Intellectual Property, Research, New Ventures 

Monte Carlo simulation is a well established method for simulation in engineering models - including raytracing and tolerancing of optical systems. Monte Carlo simulation, Real Option, and other advanced mathematical methods are being applied more and more to financial modeling and valuation of high risk, intangible assets such as intellectual property, R&D, and venture capital financed businesses.

Traditional Discounted Cash Flow (DCF) methods that employ a single discount rate regardless of risk mitigation as time passes and static forecasts assuming absolute certainty and no option of abandonment often yield valuation conclusions that not even the most risk tolerant investor, product manager or CEO would tackle. Yet, these high risk opportunities can offer enormous rewards. See how these advanced methods give insight at critical decision points and better account for high risk, high reward intangibles in early stage financings, impaired asset judgments, and licensing transactions.

Case: Nanotechnology for Solar Energy Concentration

Consider a fictitious IP portfolio of nanotechnology applied to solar energy concentration. The basis of its value is the potential cash flows from licensing-out. Assume the technology will be exclusively licensed to a chemical company who will commercialize and manufacture a product that will make solar energy concentrators more efficient.

The forecasted royalty rate is 5%, an estimate that considers the 25:75 rule-of-thumb and guideline industry comparable royalty rates.

Addressable market size and average selling price (ASP) are obtained from third party analyst reports, primary research, and weighting competitive product differentiation.  Its commercialization potential is reflected by a forecasted market adoption S-curve.  The forecasted end product ASP is $1 per square foot of addressable solar concentration area.

Proformas include R&D investments, cost and reimbursement of technology transfer, business development and marketing costs, and corporate and patent legal fees. A pure royalty deal structure is assumed with no minimum royalty, kicker, or termination fees. Cash flows also reflect a raw material supply agreement. A quick calculation concludes that executing a raw material supply agreement with the licensor adds significant value with nominal additional risk and upfront investment. The licensor purchases raw material from licensee ar a price of 10% ASP. Cost of raw material is 2% ASP.

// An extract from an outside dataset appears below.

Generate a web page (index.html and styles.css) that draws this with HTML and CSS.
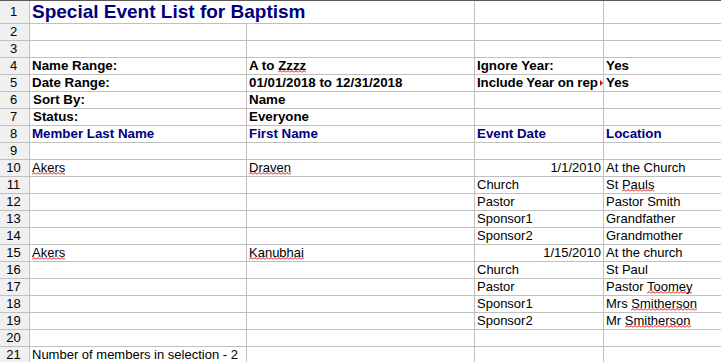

Traditional Discounted Cash Flow Analysis

A traditional discounted cash flow analysis applies a single discount rate to the proforma licensing-out cash flows. Based on heuristic discount rates used in technology and license negotiations, the forecasted cash flows that result from licensing-out the technology are discounted at 45%.  The risk is assumed “very high”, because it requires development of a new product using a not well understood technology.  Risk is not considered “extremely high”, because solar concentrators exist today, although they are not currently marketed to this segment with these features and benefits.

This traditional DCF analysis yields a sinlge point negative valuation of -$1.5 million. 

Monte Carlo Analysis

Employing a Monte Carlo simulation method, probability distributions are applied to variables in the forecast model to reflect uncertainty in assumptions. In this case, probability distributions are applied to ASP, addressable market, market adoption, royalty rate, and raw material COGS. 

The average selling price is assigned a triangle distribution with most likely, minimum, and maximum values of $0.50, $0.30 and $3.00 per square foot. 

Today’s addressable market size is assigned a Gaussian distribution with a mean of 17.3GWatts and standard deviation of 1.7GWatts. The average annual forecasted growth rate three years and beyond after launch was assigned a triangular distribution with most likely, minimum, and maximum values of 5%, 0% and 10% to reflect difference in third party analyst long term forecasts. 

Forecasted peak market share and market share at 2 and 5 years post product launch are two variables that significantly drive the market adoption curve. Peak market share is assigned a triangular distribution with most likely, minimum, and maximum values of 20%, 5% and 40%. Market share post product launch at critical decision points are also assigned triangular distributions.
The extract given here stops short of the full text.